» **Task to complete**: Do not include the pictures; repeat the rest of the data exactly.

################

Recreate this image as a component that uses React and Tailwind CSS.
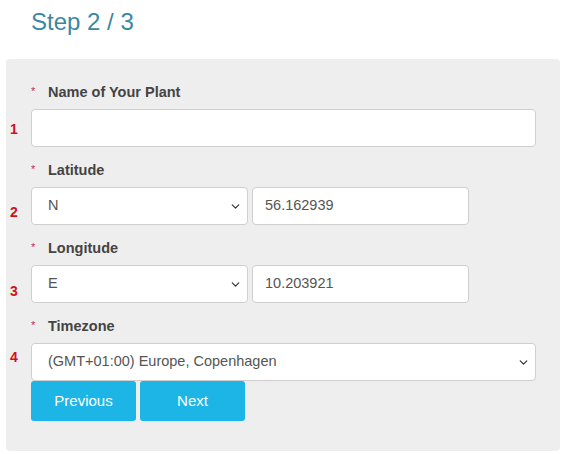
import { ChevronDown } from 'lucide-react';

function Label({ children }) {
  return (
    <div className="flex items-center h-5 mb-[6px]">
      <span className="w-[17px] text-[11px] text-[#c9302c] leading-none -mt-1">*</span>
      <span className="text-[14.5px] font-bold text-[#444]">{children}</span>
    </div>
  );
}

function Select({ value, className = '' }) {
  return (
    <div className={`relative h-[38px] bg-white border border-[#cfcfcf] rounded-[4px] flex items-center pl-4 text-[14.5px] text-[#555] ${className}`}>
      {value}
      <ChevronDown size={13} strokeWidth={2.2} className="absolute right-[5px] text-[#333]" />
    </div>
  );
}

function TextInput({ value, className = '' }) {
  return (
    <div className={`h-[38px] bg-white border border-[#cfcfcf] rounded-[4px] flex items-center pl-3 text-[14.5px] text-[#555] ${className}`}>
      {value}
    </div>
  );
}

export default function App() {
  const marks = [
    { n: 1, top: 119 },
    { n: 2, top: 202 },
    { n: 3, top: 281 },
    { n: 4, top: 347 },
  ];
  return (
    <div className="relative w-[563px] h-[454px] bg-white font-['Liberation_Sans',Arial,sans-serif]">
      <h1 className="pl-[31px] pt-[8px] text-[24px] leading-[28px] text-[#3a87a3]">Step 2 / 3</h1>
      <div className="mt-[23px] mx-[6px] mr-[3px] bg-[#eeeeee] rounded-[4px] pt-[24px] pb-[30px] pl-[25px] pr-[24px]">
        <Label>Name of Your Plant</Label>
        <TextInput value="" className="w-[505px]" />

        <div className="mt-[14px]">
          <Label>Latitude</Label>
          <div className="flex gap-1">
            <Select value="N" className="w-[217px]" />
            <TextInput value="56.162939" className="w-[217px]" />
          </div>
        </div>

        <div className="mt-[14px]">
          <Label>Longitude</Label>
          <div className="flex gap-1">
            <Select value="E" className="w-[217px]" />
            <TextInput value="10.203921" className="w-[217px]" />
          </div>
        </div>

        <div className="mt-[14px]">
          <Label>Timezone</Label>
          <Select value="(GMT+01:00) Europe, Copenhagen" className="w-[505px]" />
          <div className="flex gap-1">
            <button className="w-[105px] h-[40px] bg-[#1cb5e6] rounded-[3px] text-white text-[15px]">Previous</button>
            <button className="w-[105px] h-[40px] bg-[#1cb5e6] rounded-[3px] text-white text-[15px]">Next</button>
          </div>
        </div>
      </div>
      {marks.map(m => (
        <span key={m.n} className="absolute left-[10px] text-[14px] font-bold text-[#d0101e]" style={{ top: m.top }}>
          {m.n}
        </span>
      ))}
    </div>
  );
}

################

» **Answer to this exercise**:
Recreate this image as a component that uses React and Tailwind CSS.
import { ChevronDown } from 'lucide-react';

function Label({ children }) {
  return (
    <div className="flex items-center h-5 mb-[6px]">
      <span className="w-[17px] text-[11px] text-[#c9302c] leading-none -mt-1">*</span>
      <span className="text-[14.5px] font-bold text-[#444]">{children}</span>
    </div>
  );
}

function Select({ value, className = '' }) {
  return (
    <div className={`relative h-[38px] bg-white border border-[#cfcfcf] rounded-[4px] flex items-center pl-4 text-[14.5px] text-[#555] ${className}`}>
      {value}
      <ChevronDown size={13} strokeWidth={2.2} className="absolute right-[5px] text-[#333]" />
    </div>
  );
}

function TextInput({ value, className = '' }) {
  return (
    <div className={`h-[38px] bg-white border border-[#cfcfcf] rounded-[4px] flex items-center pl-3 text-[14.5px] text-[#555] ${className}`}>
      {value}
    </div>
  );
}

export default function App() {
  const marks = [
    { n: 1, top: 119 },
    { n: 2, top: 202 },
    { n: 3, top: 281 },
    { n: 4, top: 347 },
  ];
  return (
    <div className="relative w-[563px] h-[454px] bg-white font-['Liberation_Sans',Arial,sans-serif]">
      <h1 className="pl-[31px] pt-[8px] text-[24px] leading-[28px] text-[#3a87a3]">Step 2 / 3</h1>
      <div className="mt-[23px] mx-[6px] mr-[3px] bg-[#eeeeee] rounded-[4px] pt-[24px] pb-[30px] pl-[25px] pr-[24px]">
        <Label>Name of Your Plant</Label>
        <TextInput value="" className="w-[505px]" />

        <div className="mt-[14px]">
          <Label>Latitude</Label>
          <div className="flex gap-1">
            <Select value="N" className="w-[217px]" />
            <TextInput value="56.162939" className="w-[217px]" />
          </div>
        </div>

        <div className="mt-[14px]">
          <Label>Longitude</Label>
          <div className="flex gap-1">
            <Select value="E" className="w-[217px]" />
            <TextInput value="10.203921" className="w-[217px]" />
          </div>
        </div>

        <div className="mt-[14px]">
          <Label>Timezone</Label>
          <Select value="(GMT+01:00) Europe, Copenhagen" className="w-[505px]" />
          <div className="flex gap-1">
            <button className="w-[105px] h-[40px] bg-[#1cb5e6] rounded-[3px] text-white text-[15px]">Previous</button>
            <button className="w-[105px] h-[40px] bg-[#1cb5e6] rounded-[3px] text-white text-[15px]">Next</button>
          </div>
        </div>
      </div>
      {marks.map(m => (
        <span key={m.n} className="absolute left-[10px] text-[14px] font-bold text-[#d0101e]" style={{ top: m.top }}>
          {m.n}
        </span>
      ))}
    </div>
  );
}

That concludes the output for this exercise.